REQUIREMENT: Find the string "styled" in the records. Copy every line it appears in.

ITEMS:

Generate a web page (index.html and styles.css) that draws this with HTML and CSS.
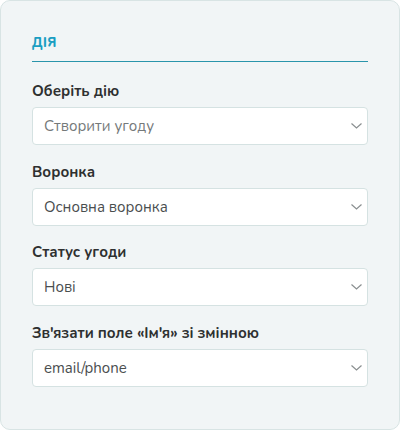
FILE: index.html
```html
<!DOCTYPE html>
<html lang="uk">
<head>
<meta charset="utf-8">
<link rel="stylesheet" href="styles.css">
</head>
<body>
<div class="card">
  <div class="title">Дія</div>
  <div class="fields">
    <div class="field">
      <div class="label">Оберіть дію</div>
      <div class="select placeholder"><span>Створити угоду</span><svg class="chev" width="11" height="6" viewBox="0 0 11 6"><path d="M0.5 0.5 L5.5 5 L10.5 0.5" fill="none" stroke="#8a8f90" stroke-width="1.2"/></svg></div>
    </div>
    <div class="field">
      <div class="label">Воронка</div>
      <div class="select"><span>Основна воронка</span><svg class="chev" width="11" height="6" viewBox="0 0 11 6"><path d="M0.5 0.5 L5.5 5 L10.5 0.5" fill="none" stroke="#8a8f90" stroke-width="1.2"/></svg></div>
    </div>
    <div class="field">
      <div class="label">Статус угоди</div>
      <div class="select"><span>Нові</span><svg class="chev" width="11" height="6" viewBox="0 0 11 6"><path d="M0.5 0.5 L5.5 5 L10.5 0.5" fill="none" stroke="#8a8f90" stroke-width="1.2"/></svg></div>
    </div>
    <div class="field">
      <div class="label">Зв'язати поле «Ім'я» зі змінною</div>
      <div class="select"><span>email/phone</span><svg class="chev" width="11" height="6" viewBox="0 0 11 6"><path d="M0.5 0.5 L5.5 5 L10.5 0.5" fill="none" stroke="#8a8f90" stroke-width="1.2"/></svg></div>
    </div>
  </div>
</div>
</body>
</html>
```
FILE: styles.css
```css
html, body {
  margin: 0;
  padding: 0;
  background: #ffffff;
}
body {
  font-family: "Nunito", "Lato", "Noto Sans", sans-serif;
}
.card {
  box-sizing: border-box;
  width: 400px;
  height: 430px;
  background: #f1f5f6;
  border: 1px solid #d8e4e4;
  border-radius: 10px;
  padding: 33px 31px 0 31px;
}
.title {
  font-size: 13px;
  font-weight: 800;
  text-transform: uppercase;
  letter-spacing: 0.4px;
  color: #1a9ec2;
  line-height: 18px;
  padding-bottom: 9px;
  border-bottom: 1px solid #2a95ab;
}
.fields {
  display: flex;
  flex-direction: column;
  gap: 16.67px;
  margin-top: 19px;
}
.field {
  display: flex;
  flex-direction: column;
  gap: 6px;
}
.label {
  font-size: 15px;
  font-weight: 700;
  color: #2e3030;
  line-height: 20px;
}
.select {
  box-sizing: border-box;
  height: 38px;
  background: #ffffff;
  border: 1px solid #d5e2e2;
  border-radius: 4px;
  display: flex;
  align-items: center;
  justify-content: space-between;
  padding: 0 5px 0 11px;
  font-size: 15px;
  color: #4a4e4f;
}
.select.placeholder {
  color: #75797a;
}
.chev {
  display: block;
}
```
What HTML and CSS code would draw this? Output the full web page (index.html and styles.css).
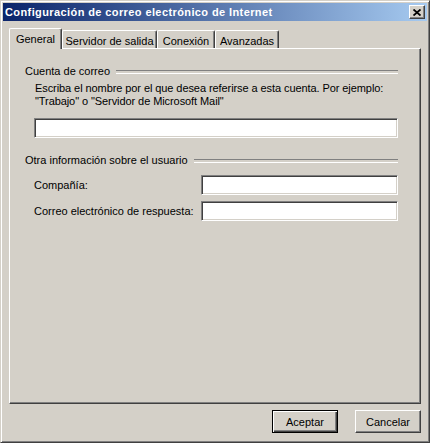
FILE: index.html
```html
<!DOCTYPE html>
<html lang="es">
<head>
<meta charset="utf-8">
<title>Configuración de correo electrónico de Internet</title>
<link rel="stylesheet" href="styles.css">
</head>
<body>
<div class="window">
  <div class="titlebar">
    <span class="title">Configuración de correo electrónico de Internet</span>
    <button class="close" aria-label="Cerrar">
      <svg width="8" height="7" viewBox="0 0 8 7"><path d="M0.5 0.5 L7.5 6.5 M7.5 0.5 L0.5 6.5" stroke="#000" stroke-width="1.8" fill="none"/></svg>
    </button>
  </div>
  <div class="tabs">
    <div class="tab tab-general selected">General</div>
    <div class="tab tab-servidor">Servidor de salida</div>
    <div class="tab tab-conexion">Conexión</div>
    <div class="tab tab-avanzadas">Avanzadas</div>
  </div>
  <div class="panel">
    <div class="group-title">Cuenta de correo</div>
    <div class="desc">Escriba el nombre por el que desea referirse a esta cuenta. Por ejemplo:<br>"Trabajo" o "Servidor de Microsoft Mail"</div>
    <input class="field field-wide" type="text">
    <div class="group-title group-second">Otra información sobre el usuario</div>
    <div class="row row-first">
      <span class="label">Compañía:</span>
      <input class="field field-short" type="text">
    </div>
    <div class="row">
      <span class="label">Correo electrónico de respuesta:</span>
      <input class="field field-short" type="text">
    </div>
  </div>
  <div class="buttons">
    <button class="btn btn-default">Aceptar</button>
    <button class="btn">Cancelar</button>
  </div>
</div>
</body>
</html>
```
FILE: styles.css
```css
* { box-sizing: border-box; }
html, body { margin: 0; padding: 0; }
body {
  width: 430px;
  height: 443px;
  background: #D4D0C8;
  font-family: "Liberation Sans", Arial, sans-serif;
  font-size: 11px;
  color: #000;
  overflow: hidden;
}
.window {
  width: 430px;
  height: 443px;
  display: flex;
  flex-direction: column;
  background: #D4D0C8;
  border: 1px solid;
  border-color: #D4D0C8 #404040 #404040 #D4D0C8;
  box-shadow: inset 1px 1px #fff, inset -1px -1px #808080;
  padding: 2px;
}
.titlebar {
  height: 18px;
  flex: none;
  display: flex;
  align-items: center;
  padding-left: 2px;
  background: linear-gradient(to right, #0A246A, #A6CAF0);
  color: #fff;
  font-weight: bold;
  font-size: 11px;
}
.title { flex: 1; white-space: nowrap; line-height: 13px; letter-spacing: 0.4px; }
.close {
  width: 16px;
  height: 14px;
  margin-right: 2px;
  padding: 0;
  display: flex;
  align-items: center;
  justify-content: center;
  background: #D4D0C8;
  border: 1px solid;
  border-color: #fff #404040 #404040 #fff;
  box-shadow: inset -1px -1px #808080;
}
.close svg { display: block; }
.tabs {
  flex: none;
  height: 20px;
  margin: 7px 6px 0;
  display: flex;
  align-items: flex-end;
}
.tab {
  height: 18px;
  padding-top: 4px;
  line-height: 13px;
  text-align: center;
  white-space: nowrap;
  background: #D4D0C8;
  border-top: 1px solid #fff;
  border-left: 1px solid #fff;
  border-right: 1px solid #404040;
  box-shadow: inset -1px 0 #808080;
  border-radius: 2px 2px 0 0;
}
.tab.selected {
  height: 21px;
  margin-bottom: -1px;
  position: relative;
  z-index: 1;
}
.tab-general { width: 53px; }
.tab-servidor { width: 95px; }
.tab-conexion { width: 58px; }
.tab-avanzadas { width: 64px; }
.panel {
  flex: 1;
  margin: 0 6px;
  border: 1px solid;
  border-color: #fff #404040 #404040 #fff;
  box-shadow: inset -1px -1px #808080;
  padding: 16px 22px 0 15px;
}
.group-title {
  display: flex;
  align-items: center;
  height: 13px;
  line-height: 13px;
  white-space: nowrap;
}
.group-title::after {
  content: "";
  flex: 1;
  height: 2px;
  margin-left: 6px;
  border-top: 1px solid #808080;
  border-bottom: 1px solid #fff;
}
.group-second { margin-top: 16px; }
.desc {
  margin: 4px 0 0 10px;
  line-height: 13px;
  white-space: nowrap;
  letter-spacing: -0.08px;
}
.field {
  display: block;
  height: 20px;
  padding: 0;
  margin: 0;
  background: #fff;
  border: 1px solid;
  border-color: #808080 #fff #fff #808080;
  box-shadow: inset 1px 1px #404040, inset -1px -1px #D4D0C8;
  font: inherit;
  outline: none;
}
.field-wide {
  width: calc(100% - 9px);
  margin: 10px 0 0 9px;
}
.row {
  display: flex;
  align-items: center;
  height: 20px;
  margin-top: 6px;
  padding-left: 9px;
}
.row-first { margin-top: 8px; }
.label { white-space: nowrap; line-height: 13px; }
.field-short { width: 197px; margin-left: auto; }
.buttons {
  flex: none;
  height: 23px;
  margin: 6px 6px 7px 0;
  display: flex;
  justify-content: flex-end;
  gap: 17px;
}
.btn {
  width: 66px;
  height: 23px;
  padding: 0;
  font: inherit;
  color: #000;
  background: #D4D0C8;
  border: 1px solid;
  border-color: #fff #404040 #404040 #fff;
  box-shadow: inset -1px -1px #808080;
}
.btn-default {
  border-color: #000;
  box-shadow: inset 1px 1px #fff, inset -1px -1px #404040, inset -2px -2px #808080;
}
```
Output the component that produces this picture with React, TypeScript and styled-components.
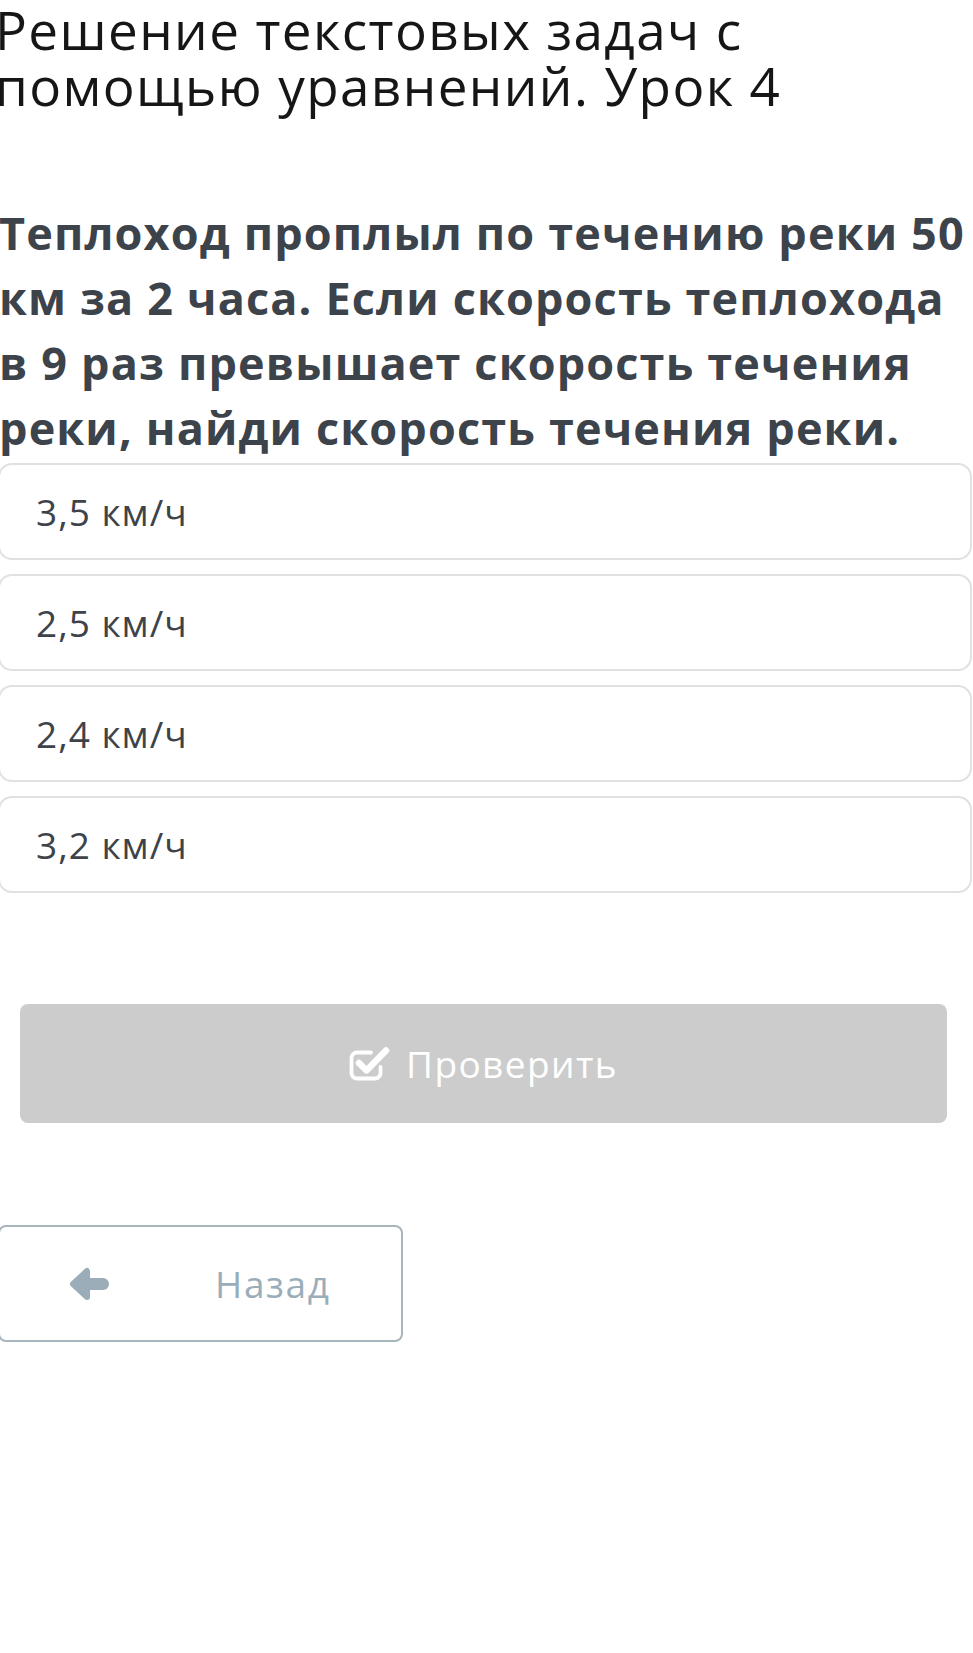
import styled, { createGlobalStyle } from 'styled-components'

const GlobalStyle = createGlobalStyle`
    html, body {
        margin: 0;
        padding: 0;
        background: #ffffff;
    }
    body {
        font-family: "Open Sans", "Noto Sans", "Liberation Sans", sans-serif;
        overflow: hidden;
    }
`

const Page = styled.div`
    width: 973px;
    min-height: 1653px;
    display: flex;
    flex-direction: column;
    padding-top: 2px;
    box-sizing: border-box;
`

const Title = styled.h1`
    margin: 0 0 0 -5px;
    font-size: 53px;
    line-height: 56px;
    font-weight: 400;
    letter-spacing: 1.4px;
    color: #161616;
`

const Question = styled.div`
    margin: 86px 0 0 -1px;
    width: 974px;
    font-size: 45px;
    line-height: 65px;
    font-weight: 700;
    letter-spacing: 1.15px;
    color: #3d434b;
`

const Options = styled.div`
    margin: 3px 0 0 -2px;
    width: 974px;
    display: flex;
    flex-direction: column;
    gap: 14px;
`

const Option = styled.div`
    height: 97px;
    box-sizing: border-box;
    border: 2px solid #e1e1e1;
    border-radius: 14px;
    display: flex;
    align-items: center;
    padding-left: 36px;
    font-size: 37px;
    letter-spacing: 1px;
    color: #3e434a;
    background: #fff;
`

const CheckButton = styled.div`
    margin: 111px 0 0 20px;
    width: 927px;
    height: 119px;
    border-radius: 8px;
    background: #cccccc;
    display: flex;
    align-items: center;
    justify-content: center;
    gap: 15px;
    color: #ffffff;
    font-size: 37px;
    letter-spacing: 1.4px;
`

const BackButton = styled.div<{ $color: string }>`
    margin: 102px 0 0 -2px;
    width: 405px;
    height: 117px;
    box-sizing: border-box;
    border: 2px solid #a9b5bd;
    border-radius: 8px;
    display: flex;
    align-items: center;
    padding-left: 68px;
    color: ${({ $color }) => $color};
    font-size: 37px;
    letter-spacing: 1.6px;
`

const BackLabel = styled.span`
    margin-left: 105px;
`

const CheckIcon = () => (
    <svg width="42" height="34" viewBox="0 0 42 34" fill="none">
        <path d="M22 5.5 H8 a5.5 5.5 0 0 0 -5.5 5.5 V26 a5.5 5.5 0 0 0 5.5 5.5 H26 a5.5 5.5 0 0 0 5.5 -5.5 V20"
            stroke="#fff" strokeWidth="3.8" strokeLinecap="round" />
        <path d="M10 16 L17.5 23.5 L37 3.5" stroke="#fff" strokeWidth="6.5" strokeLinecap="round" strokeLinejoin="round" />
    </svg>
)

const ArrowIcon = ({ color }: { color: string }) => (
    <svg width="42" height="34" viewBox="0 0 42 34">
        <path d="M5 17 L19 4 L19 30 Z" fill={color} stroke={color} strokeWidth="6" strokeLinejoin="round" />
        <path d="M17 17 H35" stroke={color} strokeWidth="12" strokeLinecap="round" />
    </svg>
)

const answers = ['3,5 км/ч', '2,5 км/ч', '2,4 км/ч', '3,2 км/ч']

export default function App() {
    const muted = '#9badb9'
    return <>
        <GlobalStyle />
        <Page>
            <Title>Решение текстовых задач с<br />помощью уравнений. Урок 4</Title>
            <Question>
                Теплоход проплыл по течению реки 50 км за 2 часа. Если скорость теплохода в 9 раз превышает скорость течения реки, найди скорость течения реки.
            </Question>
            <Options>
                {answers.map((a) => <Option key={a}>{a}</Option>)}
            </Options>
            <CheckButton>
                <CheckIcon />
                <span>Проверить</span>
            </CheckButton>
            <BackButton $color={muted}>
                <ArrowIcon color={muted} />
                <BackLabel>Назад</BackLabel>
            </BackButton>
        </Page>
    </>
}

OUTPUT BELOW:
Output the component that produces this picture with React, TypeScript and styled-components.
import styled, { createGlobalStyle } from 'styled-components'
const Page = styled.div`
const Title = styled.h1`
const Question = styled.div`
const Options = styled.div`
const Option = styled.div`
const CheckButton = styled.div`
const BackButton = styled.div<{ $color: string }>`
const BackLabel = styled.span`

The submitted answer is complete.